Antes mesmo de o podcast Praia dos Ossos ter sido lançado pelo streaming da Rádio Novelo, o diretor Andrucha Waddington comprou os direitos de filmar a obra. Praia dos ossos conta a história da socialite mineira Ângela Diniz, brutalmente assassinada em 1976 na praia da cidade de Búzios que dá nome ao podcast.
Mês passado foram lançados os cinco primeiros episódios de “Ângela Diniz: assassinada e condenada”, de Andrucha. Semana que vem a série se encerra com o duplo julgamento do caso. O primeiro, em 1979, libertou o assassino de Ângela, o namorado Doca Street. O segundo, em 1981, o puniu.

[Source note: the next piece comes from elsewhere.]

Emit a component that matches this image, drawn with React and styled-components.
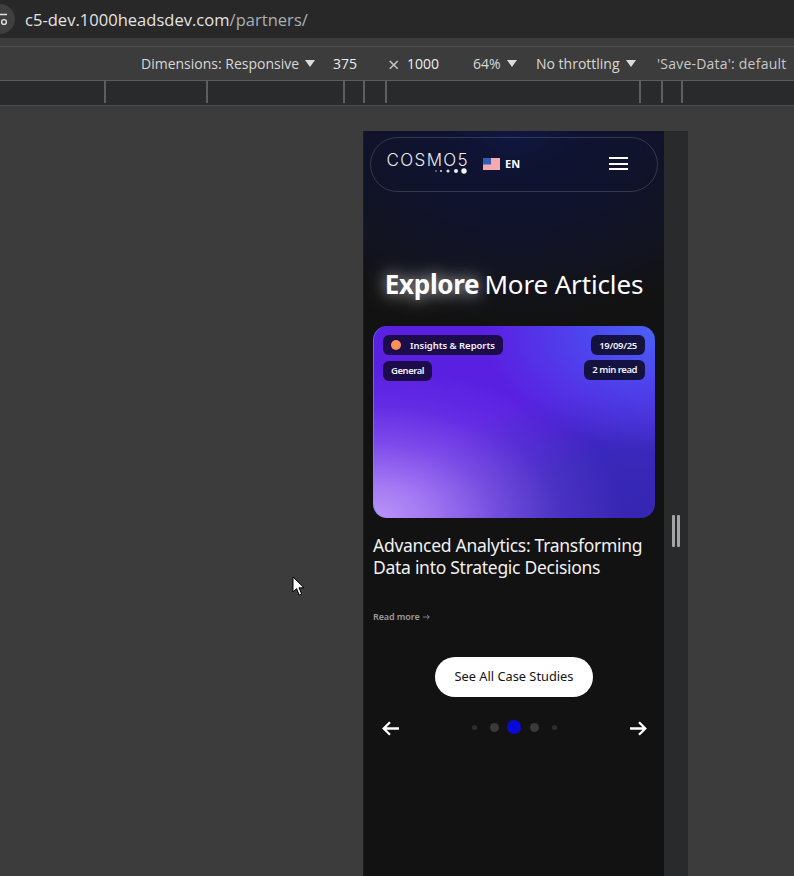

Quando comprou os direitos, talvez o diretor não esperasse um podcast tão impressionante. Lançado em 2020, com apresentação de Branca Vianna, Paula Scarpin na direção de criação e Flora Thomson-DeVeaux na pesquisa, Praia dos Ossos foi um sucesso imediato e ganhou o Prêmio Jornalístico Vladimir Herzog do ano.
Com sutileza, dramaticidade e complexidade, Praia dos Ossos seria um ótimo mapa para questões a serem abordadas na série. Mas o que se vê na tela é um raro apelo do que no podcast floresce a olhos vistos.
Marjorie Estiano interpreta a socialite Ângela Diniz e Emílio Dantas faz Doca Street, o feminicida. A atuação de Emílio chama a atenção. A de Marjorie parece esmaecida, talvez pelo roteiro de Elena Soárez, que simplifica demais a trajetória da socialite.
A série começa com a separação de Ângela de seu marido, com quem se casou aos 17 anos. Eles tiveram na realidade três filhos, mas na série escolheram condensar a maternidade em apenas uma filha. Como ainda não havia divórcio legal, Ângela, como muitas mulheres que quiseram o desquite, perdeu a guarda.
Mãe e filha travam luta heróica e companheira contra o pai. Uma simplificação boba. Perdeu-se a dramaticidade possível de se ter três diferentes formas de os filhos verem a mãe, o pai e a separação, em troca de uma visão pedagógica de uma filha-espelho de Ângela.
Há outros personagens criados pelo roteiro que também são esquemáticos demais. A começar por uma amiga da socialite que insiste que Ângela leia Simone de Beauvoir, como se o espectador tivesse que ser guiado à revelação feminista. Sutileza passa longe. Em outro trecho, inventaram que Ângela leva uma amiga para fazer aborto. Parecem querer encaixar a socialite de antigamente na pauta feminista tal qual ela se impõe hoje.
A Ângela de Marjorie Estiano soa doce e muito afável. Não é assim que se percebe a socialite no podcast. Em áudio ouve-se sobre uma mulher muito assertiva e senhora de si, mas que se meteu em polêmicas. Anos antes de ser morta, ela mesma se envolveu num estranho caso de assassinato de um caseiro negro de sua residência. No podcast são mostradas todas as variantes desse curioso caso, no qual até o racismo foi um dos ingredientes. Na tela o caso virou nada.
Filha das elites, Ângela rompeu apenas parcialmente com os preconceitos dos endinheirados de onde veio. O podcast não apaga as ambiguidades de Ângela. Pensar tais ambiguidades não é justificar sua morte, mas humanizar personagens, vê-los em suas integralidades, cheios de paradoxos e incongruências. Se o podcast busca e consegue humanizar Ângela Diniz, a série nem sequer tenta. “Ângela: assassinada e condenada” parece querer lustrar a imagem da socialite, transformando a mulher impetuosa e ousada em estátua de culto.
Verdade seja dita, “Ângela Diniz: assassinada e condenada” é melhor que a tentativa anterior, o fraco filme “Ângela” (2023), do diretor Hugo Prata. Mas ainda falta alguém para contar de forma convincente em vídeo a ruptura existencial da socialite. Ela foi criada para ser um exemplar honorável da sociedade mineira. Rompeu com os bons costumes e tornou-se um mito antes mesmo da morte, alguém que o colunista Ibrahim Sued, um de seus namorados, chamou de “A pantera de Minas”.
O podcast Praia dos Ossos conseguiu contar sua trajetória com a benevolência do olhar feminino, sem abandonar a criticidade e a investigação coerente. O audiovisual continua devendo obra à altura.